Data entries
----

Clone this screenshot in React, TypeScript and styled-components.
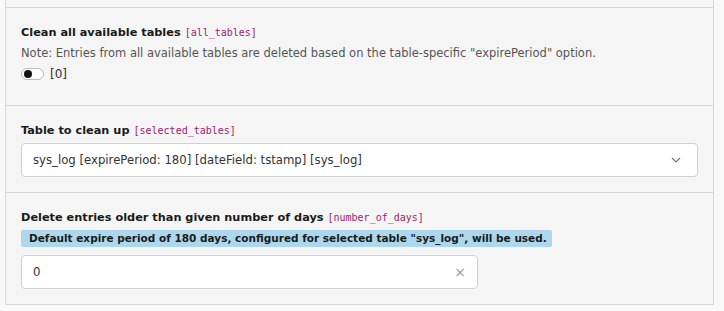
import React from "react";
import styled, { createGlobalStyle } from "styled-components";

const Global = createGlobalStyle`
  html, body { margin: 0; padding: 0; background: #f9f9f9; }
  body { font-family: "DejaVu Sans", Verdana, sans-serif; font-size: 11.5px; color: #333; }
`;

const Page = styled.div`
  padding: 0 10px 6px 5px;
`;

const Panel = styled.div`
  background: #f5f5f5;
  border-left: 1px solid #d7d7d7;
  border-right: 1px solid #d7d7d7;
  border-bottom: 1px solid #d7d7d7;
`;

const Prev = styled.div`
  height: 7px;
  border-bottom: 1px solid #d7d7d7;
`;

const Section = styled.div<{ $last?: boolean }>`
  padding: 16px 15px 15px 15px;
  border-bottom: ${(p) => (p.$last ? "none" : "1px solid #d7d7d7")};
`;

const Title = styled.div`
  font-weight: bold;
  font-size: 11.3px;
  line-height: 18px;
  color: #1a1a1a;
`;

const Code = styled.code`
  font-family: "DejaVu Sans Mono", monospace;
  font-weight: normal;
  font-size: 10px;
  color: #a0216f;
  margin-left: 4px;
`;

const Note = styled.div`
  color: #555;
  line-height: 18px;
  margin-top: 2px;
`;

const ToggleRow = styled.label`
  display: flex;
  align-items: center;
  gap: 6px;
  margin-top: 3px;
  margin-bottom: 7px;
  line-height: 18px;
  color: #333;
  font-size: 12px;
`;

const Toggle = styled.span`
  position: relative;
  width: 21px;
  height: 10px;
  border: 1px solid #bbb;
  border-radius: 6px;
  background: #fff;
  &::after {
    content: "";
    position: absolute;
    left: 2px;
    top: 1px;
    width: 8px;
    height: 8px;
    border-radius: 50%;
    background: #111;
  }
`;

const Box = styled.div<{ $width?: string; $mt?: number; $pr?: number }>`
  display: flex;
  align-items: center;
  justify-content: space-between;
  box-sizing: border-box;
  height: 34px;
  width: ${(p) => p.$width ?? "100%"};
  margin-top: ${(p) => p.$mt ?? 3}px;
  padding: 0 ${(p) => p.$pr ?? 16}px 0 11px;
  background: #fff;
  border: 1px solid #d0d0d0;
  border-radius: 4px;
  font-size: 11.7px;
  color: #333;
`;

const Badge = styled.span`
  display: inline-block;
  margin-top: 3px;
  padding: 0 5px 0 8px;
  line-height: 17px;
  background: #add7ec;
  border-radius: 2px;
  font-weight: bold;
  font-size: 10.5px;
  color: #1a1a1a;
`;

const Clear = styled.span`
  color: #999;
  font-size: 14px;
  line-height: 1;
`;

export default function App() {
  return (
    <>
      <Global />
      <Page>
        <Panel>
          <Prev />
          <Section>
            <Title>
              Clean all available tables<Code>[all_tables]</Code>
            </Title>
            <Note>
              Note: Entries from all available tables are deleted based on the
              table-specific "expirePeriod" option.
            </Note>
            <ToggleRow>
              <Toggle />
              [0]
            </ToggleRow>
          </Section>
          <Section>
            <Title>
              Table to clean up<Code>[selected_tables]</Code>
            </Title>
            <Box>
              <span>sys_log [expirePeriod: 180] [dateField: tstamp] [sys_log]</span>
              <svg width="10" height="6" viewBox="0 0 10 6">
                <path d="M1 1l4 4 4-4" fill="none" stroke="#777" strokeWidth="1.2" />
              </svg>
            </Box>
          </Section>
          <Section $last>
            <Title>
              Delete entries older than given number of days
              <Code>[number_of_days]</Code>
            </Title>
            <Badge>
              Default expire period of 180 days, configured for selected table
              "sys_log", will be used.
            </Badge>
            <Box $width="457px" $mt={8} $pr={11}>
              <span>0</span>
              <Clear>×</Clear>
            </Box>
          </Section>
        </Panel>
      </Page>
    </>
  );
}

----

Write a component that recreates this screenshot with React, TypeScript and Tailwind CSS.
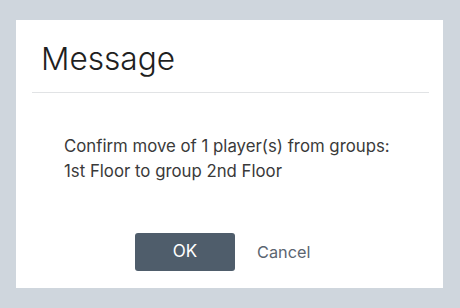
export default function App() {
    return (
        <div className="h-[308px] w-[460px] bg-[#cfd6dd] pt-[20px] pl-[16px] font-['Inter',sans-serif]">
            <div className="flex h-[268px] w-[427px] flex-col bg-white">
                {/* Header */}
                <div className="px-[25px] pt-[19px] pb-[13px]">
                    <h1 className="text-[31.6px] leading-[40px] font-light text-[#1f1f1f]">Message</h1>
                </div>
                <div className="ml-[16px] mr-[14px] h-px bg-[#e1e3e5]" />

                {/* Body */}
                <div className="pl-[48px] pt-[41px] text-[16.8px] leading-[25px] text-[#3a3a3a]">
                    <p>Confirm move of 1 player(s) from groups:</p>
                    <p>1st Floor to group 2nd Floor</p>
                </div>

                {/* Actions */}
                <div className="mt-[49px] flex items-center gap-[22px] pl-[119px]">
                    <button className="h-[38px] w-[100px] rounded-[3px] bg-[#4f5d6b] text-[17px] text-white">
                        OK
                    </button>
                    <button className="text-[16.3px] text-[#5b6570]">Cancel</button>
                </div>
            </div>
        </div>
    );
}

----

EXERCISE REQUIREMENTS: Return all lines containing "components".

EXPECTED OUTPUT:
Clone this screenshot in React, TypeScript and styled-components.
import styled, { createGlobalStyle } from "styled-components";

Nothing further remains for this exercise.